- [TO BE DONE]: For each line of the data below that holds "this", copy the line.

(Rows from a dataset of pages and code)
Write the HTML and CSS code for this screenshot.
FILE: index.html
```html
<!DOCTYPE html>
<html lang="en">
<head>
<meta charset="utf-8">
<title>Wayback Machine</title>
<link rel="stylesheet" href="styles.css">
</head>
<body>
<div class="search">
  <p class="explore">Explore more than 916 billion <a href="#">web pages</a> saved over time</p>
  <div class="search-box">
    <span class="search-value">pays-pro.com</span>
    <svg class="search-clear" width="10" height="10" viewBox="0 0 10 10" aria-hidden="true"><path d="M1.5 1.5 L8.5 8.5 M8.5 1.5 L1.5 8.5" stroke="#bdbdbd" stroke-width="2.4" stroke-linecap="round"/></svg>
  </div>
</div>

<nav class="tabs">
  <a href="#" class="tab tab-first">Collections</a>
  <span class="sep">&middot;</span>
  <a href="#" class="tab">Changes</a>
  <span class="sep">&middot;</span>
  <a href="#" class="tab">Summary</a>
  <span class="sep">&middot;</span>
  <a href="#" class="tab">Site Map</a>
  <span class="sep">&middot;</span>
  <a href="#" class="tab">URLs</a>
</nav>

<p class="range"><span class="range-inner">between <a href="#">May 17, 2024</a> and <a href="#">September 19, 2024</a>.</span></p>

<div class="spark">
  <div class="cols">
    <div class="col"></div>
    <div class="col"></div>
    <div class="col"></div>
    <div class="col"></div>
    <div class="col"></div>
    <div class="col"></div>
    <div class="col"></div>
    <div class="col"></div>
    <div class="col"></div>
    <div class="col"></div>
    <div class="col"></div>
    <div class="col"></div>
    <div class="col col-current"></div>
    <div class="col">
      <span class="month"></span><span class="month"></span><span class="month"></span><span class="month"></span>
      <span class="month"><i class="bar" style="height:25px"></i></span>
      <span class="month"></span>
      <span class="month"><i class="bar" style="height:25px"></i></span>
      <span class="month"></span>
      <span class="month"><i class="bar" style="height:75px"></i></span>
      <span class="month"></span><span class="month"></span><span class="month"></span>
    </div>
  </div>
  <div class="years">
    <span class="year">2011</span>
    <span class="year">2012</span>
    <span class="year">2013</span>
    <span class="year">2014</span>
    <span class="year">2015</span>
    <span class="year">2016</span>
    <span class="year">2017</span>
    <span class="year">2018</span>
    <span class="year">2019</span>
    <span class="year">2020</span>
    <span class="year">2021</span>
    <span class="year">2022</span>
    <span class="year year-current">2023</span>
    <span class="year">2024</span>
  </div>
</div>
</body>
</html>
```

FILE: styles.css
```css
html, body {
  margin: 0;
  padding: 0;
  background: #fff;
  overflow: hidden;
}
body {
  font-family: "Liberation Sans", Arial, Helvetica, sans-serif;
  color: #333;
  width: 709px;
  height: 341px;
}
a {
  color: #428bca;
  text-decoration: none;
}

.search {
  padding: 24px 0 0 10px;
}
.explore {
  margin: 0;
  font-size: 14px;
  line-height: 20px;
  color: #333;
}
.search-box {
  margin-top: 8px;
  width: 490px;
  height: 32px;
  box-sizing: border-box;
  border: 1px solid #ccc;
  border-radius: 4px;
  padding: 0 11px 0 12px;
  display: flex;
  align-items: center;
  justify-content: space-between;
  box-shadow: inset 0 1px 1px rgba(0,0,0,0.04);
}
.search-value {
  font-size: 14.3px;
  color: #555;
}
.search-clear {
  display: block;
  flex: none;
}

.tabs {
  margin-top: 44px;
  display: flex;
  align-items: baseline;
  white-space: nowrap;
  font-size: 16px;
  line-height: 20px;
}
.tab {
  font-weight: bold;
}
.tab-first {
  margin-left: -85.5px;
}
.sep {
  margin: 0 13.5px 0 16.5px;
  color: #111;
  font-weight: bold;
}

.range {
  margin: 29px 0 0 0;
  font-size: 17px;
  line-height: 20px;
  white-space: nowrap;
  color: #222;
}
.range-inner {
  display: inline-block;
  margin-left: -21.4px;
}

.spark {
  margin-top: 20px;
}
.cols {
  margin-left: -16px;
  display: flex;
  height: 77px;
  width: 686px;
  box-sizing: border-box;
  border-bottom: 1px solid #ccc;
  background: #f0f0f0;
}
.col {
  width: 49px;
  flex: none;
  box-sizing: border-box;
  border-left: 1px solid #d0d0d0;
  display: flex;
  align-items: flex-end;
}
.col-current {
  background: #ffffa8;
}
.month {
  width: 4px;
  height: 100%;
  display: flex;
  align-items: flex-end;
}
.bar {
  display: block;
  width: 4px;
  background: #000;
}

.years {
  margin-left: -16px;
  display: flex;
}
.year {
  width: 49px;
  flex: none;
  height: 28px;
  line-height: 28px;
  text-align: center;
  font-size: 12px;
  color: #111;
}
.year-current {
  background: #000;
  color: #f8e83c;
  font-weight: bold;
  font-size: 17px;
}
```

---

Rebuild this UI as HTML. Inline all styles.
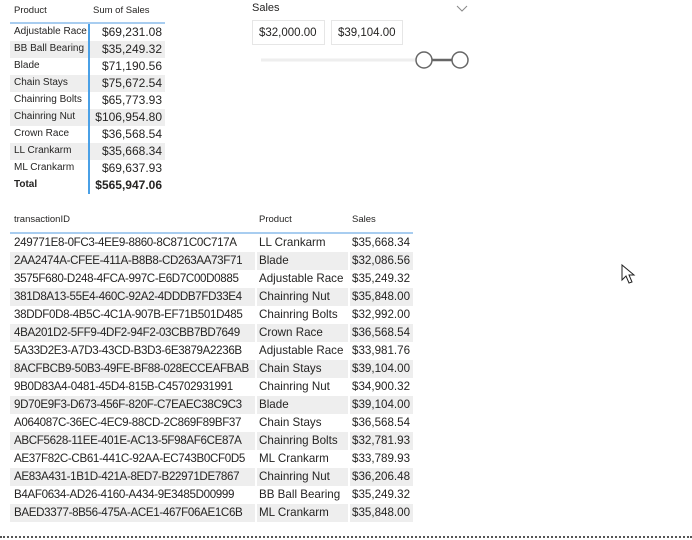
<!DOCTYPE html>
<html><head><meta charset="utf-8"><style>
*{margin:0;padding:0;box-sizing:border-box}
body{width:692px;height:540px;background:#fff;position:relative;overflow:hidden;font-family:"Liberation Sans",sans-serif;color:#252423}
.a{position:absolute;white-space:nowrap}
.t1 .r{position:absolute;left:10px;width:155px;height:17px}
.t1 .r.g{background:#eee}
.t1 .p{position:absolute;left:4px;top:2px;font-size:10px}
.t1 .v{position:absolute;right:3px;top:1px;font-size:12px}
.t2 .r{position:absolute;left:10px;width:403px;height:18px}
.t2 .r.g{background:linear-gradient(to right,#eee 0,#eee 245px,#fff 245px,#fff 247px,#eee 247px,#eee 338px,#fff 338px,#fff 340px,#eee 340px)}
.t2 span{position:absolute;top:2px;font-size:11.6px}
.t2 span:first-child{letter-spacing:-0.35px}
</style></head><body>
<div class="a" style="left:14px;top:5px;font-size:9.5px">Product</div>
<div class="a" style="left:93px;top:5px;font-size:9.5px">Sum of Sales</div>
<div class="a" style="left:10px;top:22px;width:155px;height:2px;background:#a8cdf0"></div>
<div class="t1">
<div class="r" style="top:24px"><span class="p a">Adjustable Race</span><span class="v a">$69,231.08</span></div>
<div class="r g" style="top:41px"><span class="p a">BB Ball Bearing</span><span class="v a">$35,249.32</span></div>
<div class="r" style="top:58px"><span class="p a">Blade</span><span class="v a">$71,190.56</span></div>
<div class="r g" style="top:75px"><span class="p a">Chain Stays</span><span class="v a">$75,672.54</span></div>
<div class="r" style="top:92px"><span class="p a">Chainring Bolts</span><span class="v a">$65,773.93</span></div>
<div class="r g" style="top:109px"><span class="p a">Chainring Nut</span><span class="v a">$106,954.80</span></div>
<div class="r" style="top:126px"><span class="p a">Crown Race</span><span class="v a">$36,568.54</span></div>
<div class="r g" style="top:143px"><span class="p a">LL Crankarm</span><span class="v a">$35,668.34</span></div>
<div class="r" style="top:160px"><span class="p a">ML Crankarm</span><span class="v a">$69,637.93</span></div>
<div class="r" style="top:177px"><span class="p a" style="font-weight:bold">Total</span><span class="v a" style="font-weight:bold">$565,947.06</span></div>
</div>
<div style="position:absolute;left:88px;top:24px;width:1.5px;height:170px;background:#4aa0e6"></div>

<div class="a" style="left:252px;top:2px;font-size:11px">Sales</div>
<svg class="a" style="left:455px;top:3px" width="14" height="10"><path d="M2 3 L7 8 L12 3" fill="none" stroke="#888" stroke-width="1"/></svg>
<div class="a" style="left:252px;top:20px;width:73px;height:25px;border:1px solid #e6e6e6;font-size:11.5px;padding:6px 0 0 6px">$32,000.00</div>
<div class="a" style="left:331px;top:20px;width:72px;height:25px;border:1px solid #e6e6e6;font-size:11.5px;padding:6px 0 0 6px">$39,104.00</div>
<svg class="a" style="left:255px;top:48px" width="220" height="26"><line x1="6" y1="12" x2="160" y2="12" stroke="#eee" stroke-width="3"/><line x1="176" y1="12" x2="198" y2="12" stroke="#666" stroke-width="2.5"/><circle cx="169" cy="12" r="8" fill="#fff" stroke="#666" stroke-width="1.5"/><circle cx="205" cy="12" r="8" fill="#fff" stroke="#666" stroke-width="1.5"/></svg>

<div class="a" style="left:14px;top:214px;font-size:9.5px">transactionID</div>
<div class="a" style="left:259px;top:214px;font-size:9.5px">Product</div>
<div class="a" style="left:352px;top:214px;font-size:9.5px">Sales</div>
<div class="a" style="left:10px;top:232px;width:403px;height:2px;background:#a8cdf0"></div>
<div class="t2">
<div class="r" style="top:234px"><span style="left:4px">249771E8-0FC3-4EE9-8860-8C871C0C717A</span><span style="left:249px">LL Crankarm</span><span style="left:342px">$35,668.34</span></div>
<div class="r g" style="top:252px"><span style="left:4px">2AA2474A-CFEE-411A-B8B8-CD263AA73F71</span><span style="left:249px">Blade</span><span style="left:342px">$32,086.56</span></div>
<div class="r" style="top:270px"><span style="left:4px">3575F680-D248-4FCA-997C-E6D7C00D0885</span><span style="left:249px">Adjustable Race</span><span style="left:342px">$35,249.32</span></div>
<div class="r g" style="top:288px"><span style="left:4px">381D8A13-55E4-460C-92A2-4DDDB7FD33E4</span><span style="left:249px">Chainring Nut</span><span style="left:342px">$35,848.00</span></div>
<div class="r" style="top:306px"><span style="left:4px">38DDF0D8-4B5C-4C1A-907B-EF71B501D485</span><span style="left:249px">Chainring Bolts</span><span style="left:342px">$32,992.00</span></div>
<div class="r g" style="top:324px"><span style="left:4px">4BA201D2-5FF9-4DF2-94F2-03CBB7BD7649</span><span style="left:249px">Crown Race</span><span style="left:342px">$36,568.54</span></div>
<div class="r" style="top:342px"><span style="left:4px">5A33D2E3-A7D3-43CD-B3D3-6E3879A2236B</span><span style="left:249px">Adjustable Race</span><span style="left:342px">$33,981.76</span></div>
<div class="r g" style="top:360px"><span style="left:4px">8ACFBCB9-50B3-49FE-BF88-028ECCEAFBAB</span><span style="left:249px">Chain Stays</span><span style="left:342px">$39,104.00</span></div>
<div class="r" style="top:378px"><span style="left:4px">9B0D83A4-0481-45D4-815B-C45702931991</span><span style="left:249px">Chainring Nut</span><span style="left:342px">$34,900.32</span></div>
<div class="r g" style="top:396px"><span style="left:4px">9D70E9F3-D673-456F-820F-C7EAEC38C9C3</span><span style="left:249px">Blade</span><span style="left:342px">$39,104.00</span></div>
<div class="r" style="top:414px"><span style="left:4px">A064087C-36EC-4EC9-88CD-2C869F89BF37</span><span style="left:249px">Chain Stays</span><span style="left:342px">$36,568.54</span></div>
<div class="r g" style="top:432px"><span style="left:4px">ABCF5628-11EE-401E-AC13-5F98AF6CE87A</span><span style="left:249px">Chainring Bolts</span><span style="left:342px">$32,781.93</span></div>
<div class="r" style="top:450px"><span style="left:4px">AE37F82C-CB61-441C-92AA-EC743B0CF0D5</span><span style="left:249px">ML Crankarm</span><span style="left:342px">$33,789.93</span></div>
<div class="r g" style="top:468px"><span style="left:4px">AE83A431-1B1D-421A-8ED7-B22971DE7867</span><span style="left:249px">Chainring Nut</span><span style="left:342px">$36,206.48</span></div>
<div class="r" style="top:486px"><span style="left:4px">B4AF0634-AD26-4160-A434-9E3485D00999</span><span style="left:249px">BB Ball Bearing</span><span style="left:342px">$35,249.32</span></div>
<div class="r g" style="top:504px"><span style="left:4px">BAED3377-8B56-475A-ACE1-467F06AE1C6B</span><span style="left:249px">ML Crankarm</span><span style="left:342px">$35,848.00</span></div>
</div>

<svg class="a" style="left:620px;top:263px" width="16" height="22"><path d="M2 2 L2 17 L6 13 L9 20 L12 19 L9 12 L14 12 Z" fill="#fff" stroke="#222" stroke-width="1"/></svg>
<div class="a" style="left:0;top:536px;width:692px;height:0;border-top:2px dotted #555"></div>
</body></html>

- [EXERCISE OUTPUT]:
Write the HTML and CSS code for this screenshot.
Rebuild this UI as HTML. Inline all styles.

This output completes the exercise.